--- Goal of the exercise ---
The data below should be printed in full, exactly, and without any of its images.

══════

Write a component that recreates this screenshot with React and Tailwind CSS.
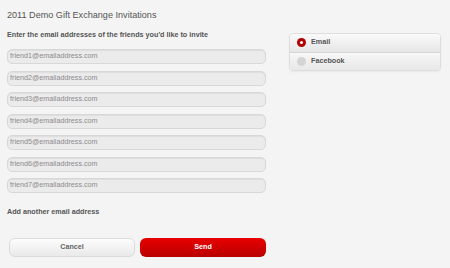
import React from 'react';

const friends = [1, 2, 3, 4, 5, 6, 7];

export default function App() {
  return (
    <div className="w-[450px] h-[268px] bg-[#f4f4f4] font-['Liberation_Sans',Arial,sans-serif] text-[#555] overflow-hidden">
      <div className="flex gap-[23px] pl-[7px]">
        {/* Left column */}
        <div className="w-[259px] flex flex-col">
          <h1 className="text-[9.1px] leading-[11px] mt-[10px] text-[#555]">
            2011 Demo Gift Exchange Invitations
          </h1>
          <p className="text-[7.2px] font-bold leading-[9px] mt-[9px] text-[#555]">
            Enter the email addresses of the friends you'd like to invite
          </p>

          <div className="flex flex-col gap-[6.5px] mt-[10px]">
            {friends.map((n) => (
              <div
                key={n}
                className="h-[15px] rounded-[5px] border border-[#d8d8d8] bg-[#ebebeb] shadow-[inset_0_1px_1px_rgba(0,0,0,0.06)] flex items-center pl-[2px] text-[7.2px] text-[#8e8a8e]"
              >
                friend{n}@emailaddress.com
              </div>
            ))}
          </div>

          <p className="text-[7.2px] font-bold leading-[9px] mt-[14px] text-[#555]">
            Add another email address
          </p>

          <div className="flex gap-[5px] mt-[22px] pl-[2px]">
            <button className="w-[126px] h-[19px] rounded-[6px] border border-[#dcdcdc] bg-gradient-to-b from-[#fdfdfd] to-[#e9e9e9] text-[7.2px] font-bold text-[#666]">
              Cancel
            </button>
            <button className="w-[126px] h-[19px] rounded-[6px] bg-gradient-to-b from-[#e80000] to-[#b80000] text-[7.2px] font-bold text-white">
              Send
            </button>
          </div>
        </div>

        {/* Right column */}
        <div className="mt-[33px] w-[152px] h-[38px] rounded-[4px] border border-[#dedede] shadow-[0_1px_2px_rgba(0,0,0,0.05)] flex flex-col overflow-hidden">
          <div className="flex-1 flex items-center gap-[5px] pl-[7px] bg-gradient-to-b from-[#fafafa] to-[#e6e6e6] border-b border-[#d6d6d6]">
            <span className="w-[9px] h-[9px] rounded-full bg-[#b30000] flex items-center justify-center">
              <span className="w-[3px] h-[3px] rounded-full bg-white" />
            </span>
            <span className="text-[7.2px] font-bold text-[#555]">Email</span>
          </div>
          <div className="flex-1 flex items-center gap-[5px] pl-[7px] bg-gradient-to-b from-[#f7f7f7] to-[#e8e8e8]">
            <span className="w-[9px] h-[9px] rounded-full bg-[#d4d4d4]" />
            <span className="text-[7.2px] font-bold text-[#555]">Facebook</span>
          </div>
        </div>
      </div>
    </div>
  );
}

══════

--- Output for this task ---
Write a component that recreates this screenshot with React and Tailwind CSS.
import React from 'react';

const friends = [1, 2, 3, 4, 5, 6, 7];

export default function App() {
  return (
    <div className="w-[450px] h-[268px] bg-[#f4f4f4] font-['Liberation_Sans',Arial,sans-serif] text-[#555] overflow-hidden">
      <div className="flex gap-[23px] pl-[7px]">
        {/* Left column */}
        <div className="w-[259px] flex flex-col">
          <h1 className="text-[9.1px] leading-[11px] mt-[10px] text-[#555]">
            2011 Demo Gift Exchange Invitations
          </h1>
          <p className="text-[7.2px] font-bold leading-[9px] mt-[9px] text-[#555]">
            Enter the email addresses of the friends you'd like to invite
          </p>

          <div className="flex flex-col gap-[6.5px] mt-[10px]">
            {friends.map((n) => (
              <div
                key={n}
                className="h-[15px] rounded-[5px] border border-[#d8d8d8] bg-[#ebebeb] shadow-[inset_0_1px_1px_rgba(0,0,0,0.06)] flex items-center pl-[2px] text-[7.2px] text-[#8e8a8e]"
              >
                friend{n}@emailaddress.com
              </div>
            ))}
          </div>

          <p className="text-[7.2px] font-bold leading-[9px] mt-[14px] text-[#555]">
            Add another email address
          </p>

          <div className="flex gap-[5px] mt-[22px] pl-[2px]">
            <button className="w-[126px] h-[19px] rounded-[6px] border border-[#dcdcdc] bg-gradient-to-b from-[#fdfdfd] to-[#e9e9e9] text-[7.2px] font-bold text-[#666]">
              Cancel
            </button>
            <button className="w-[126px] h-[19px] rounded-[6px] bg-gradient-to-b from-[#e80000] to-[#b80000] text-[7.2px] font-bold text-white">
              Send
            </button>
          </div>
        </div>

        {/* Right column */}
        <div className="mt-[33px] w-[152px] h-[38px] rounded-[4px] border border-[#dedede] shadow-[0_1px_2px_rgba(0,0,0,0.05)] flex flex-col overflow-hidden">
          <div className="flex-1 flex items-center gap-[5px] pl-[7px] bg-gradient-to-b from-[#fafafa] to-[#e6e6e6] border-b border-[#d6d6d6]">
            <span className="w-[9px] h-[9px] rounded-full bg-[#b30000] flex items-center justify-center">
              <span className="w-[3px] h-[3px] rounded-full bg-white" />
            </span>
            <span className="text-[7.2px] font-bold text-[#555]">Email</span>
          </div>
          <div className="flex-1 flex items-center gap-[5px] pl-[7px] bg-gradient-to-b from-[#f7f7f7] to-[#e8e8e8]">
            <span className="w-[9px] h-[9px] rounded-full bg-[#d4d4d4]" />
            <span className="text-[7.2px] font-bold text-[#555]">Facebook</span>
          </div>
        </div>
      </div>
    </div>
  );
}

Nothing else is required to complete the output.